_RECORDS PROVIDED_:
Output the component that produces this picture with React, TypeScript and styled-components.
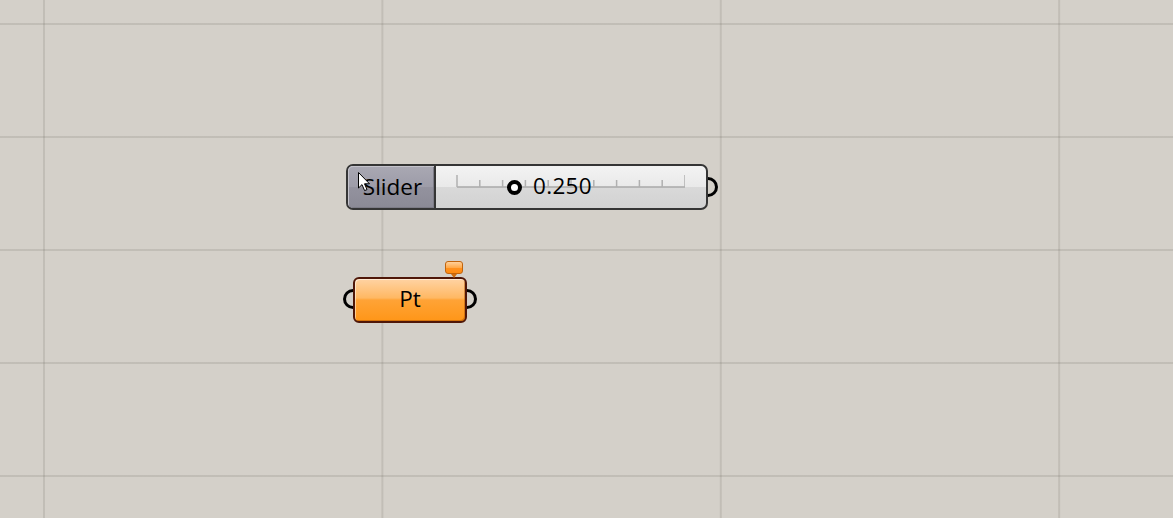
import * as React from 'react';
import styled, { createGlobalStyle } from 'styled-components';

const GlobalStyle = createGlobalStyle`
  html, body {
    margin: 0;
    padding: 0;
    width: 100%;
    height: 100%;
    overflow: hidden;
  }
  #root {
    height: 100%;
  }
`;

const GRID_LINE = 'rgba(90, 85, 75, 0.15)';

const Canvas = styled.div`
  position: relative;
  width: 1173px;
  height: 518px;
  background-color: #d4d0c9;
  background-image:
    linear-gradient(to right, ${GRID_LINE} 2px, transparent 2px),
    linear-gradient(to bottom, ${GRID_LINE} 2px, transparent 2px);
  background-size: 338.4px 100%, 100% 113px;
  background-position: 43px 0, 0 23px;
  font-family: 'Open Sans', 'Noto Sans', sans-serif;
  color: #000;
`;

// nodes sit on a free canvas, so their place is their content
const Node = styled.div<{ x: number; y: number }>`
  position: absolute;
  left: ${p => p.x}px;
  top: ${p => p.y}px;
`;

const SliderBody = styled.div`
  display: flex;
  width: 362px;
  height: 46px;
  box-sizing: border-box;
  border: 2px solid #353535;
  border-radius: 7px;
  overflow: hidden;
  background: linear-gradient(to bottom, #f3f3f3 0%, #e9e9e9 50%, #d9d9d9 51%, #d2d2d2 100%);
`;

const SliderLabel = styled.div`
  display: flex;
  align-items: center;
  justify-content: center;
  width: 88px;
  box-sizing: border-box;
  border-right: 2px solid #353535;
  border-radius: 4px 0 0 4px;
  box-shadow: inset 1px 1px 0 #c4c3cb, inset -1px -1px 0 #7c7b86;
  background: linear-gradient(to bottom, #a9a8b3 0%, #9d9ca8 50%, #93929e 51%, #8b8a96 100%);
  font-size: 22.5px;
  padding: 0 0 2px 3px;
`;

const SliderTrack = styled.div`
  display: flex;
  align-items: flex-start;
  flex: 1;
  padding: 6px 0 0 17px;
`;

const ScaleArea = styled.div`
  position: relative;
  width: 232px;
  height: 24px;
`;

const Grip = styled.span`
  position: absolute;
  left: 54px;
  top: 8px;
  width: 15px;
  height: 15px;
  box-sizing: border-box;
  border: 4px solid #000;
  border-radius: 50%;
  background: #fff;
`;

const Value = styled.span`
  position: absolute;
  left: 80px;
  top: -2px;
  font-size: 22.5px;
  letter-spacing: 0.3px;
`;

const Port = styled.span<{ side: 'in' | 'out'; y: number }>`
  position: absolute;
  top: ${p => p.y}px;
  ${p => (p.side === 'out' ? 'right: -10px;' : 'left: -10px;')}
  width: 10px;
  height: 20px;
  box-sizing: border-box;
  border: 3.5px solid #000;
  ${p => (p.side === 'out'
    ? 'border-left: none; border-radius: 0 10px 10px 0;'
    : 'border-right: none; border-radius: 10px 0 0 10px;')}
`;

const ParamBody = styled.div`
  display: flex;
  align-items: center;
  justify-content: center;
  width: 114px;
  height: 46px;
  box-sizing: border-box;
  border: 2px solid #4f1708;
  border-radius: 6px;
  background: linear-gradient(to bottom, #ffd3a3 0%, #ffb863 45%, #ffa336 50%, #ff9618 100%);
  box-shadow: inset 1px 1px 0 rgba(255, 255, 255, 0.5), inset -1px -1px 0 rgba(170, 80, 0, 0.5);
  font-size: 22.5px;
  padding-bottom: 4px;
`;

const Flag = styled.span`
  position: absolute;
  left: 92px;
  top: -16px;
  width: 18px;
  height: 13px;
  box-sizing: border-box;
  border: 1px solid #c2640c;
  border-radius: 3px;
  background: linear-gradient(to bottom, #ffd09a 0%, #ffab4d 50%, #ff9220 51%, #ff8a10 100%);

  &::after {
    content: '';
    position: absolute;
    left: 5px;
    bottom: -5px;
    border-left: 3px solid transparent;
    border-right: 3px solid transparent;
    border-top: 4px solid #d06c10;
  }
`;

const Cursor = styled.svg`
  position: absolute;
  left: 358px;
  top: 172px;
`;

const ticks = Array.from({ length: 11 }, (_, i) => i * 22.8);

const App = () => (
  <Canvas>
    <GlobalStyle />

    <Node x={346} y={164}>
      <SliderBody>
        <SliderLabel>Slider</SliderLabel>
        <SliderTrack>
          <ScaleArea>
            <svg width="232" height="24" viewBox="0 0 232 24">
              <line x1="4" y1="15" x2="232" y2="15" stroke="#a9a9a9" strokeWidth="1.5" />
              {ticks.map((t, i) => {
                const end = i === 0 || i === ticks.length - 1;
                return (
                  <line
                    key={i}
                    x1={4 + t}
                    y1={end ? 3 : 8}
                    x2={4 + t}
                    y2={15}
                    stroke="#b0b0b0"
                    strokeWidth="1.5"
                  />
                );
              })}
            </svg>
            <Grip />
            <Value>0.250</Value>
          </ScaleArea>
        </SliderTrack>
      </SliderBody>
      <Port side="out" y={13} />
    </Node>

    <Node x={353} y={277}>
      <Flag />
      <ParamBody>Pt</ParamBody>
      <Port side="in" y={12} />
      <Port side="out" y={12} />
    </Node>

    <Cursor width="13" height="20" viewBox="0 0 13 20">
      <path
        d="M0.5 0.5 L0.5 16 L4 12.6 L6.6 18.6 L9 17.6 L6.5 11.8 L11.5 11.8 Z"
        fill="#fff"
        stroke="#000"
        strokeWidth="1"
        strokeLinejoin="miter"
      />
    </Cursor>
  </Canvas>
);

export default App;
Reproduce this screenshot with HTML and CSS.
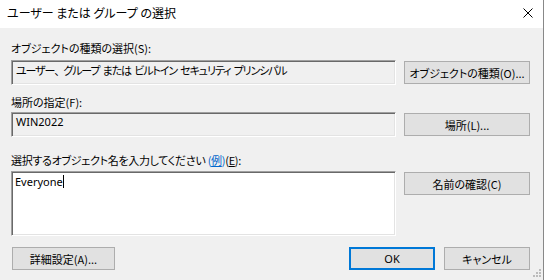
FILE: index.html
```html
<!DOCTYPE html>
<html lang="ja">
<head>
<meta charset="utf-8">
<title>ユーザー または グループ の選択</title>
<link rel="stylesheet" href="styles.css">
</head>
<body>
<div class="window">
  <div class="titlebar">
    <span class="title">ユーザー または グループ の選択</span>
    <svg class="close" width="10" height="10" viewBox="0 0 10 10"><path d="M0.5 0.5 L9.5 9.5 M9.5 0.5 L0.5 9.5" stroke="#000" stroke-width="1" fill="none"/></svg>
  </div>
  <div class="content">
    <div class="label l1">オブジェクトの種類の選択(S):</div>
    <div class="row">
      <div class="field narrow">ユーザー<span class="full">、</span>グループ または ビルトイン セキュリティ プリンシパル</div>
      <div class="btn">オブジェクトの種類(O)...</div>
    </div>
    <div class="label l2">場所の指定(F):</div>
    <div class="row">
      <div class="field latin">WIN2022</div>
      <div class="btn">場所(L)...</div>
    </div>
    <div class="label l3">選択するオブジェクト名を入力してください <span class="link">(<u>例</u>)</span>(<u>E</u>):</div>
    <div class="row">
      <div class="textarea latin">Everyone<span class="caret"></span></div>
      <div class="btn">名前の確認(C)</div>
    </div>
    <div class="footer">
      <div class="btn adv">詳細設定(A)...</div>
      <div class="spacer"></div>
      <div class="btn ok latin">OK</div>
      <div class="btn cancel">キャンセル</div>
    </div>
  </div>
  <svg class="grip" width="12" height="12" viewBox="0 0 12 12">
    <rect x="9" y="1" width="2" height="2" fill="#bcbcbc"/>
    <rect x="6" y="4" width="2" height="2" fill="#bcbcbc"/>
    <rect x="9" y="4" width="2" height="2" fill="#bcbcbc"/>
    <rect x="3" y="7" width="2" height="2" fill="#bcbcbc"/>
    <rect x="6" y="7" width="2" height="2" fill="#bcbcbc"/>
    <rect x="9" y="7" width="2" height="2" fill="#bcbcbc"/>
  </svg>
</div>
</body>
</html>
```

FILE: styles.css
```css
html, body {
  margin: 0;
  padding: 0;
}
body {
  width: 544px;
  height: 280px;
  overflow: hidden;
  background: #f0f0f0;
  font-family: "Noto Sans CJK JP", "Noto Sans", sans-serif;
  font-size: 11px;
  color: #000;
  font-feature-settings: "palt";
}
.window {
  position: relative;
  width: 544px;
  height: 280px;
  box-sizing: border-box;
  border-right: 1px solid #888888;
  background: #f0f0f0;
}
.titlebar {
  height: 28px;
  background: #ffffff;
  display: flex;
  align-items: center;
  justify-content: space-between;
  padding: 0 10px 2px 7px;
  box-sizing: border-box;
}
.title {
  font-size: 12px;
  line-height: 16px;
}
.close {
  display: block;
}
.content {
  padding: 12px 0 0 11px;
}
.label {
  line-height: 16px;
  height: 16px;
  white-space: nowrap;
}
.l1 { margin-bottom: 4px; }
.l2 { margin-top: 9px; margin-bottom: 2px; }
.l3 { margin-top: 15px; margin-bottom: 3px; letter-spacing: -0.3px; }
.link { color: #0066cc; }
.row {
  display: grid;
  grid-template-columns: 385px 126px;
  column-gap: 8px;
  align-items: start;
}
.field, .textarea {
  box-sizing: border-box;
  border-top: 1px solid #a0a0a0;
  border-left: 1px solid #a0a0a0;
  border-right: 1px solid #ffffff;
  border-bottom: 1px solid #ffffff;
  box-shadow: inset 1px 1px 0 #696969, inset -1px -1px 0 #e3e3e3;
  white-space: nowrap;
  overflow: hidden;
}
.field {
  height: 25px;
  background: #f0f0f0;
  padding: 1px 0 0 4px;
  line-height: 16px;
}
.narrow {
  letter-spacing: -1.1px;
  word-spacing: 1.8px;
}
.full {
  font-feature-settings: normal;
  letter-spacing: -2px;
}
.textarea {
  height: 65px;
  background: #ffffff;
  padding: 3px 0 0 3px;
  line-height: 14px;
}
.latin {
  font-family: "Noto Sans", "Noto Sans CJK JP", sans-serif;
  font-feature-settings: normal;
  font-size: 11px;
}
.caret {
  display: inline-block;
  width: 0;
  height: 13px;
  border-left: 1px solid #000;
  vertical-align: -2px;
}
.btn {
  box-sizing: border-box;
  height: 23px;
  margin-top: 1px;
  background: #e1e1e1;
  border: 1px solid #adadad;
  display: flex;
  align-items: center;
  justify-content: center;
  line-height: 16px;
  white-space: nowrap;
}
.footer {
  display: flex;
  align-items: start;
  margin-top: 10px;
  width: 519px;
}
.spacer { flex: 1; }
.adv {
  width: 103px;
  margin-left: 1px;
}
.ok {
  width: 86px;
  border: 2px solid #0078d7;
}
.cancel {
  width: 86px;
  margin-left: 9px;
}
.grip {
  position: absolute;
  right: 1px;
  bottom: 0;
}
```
---
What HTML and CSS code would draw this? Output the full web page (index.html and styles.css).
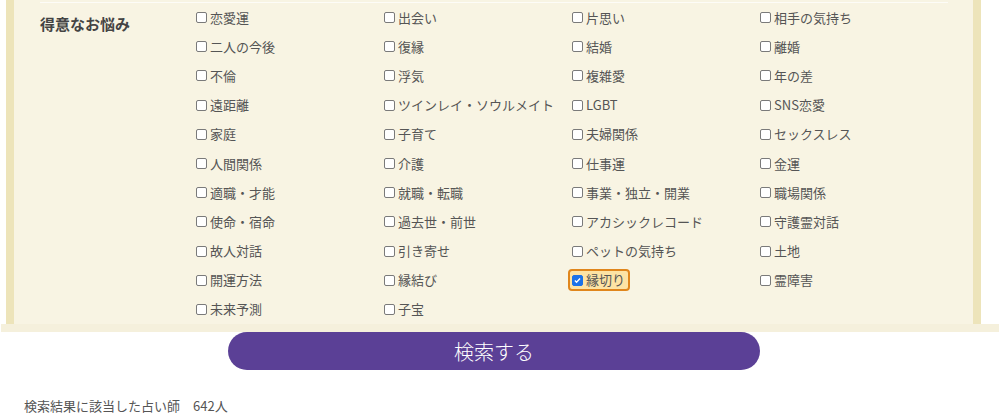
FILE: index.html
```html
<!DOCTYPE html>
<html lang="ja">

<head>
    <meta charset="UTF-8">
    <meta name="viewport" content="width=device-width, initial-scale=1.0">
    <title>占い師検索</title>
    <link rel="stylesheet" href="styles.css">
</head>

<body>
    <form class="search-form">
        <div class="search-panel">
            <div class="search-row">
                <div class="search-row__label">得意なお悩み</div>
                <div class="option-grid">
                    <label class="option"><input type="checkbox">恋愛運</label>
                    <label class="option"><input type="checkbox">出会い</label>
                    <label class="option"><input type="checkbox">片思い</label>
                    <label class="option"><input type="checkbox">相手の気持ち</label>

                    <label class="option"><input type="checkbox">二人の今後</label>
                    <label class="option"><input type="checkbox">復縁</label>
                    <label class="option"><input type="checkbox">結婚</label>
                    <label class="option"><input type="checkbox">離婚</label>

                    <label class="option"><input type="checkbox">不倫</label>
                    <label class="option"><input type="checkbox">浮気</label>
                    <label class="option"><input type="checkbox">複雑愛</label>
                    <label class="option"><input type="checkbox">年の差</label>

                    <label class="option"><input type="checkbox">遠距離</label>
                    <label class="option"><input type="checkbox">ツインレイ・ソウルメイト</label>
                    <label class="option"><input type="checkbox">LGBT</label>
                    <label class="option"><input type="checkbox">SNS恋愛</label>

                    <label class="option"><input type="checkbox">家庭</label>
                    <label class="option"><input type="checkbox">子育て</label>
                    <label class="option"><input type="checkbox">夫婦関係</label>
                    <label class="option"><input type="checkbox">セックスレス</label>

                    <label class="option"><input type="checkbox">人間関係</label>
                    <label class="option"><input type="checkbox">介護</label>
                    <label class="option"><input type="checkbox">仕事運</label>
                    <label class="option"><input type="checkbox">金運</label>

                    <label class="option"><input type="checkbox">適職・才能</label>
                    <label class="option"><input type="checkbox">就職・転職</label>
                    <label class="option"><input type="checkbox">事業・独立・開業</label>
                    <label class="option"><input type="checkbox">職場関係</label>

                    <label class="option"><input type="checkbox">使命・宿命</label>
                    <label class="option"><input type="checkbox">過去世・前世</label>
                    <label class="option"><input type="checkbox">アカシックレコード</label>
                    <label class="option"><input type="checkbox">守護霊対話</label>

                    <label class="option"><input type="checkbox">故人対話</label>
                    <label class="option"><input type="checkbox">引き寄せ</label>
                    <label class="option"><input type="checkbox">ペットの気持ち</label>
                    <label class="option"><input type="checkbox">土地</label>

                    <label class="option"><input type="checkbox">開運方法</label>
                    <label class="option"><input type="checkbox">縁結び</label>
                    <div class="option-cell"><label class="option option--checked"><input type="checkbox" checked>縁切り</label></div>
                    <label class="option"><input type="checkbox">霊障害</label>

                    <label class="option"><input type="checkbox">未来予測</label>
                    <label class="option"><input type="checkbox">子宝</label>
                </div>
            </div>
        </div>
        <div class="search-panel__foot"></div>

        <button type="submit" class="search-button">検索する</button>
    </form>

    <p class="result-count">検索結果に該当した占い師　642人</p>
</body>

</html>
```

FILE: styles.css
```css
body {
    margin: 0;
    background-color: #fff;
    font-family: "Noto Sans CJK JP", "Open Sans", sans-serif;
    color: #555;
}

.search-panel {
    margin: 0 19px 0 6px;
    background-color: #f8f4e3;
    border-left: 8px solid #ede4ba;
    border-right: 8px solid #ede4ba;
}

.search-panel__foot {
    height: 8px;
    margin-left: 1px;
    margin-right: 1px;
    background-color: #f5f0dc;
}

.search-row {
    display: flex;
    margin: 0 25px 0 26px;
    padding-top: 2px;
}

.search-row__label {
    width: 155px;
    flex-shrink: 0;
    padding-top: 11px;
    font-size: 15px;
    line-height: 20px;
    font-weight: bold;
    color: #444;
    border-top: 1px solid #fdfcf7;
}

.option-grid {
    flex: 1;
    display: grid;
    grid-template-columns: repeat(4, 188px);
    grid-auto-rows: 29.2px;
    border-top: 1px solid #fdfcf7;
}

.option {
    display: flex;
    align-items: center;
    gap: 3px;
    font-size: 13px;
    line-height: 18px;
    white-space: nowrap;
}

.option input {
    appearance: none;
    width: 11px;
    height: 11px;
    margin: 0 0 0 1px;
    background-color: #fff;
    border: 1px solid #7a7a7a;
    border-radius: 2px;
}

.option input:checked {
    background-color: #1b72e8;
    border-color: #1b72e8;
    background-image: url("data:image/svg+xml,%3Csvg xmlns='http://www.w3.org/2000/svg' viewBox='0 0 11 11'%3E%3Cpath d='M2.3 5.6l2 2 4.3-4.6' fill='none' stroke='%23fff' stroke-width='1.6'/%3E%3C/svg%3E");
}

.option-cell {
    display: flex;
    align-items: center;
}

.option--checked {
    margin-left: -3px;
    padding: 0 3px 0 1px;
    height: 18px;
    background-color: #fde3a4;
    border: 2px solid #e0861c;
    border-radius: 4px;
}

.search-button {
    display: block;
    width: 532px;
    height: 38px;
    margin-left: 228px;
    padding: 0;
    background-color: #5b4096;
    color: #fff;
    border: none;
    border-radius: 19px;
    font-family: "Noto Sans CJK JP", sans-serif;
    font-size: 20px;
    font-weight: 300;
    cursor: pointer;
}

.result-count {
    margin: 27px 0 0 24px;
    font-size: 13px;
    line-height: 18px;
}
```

_PROBLEM STATEMENT_:
In the listing above, find the line containing "Output the component" and the line containing "const GRID_LINE = 'rgba(90, 85, 75, 0.15)';", then write out both of them and every line between, exactly, with no pictures.

_RESULT OF THE EXERCISE_:
Output the component that produces this picture with React, TypeScript and styled-components.
import * as React from 'react';
import styled, { createGlobalStyle } from 'styled-components';

const GlobalStyle = createGlobalStyle`
  html, body {
    margin: 0;
    padding: 0;
    width: 100%;
    height: 100%;
    overflow: hidden;
  }
  #root {
    height: 100%;
  }
`;

const GRID_LINE = 'rgba(90, 85, 75, 0.15)';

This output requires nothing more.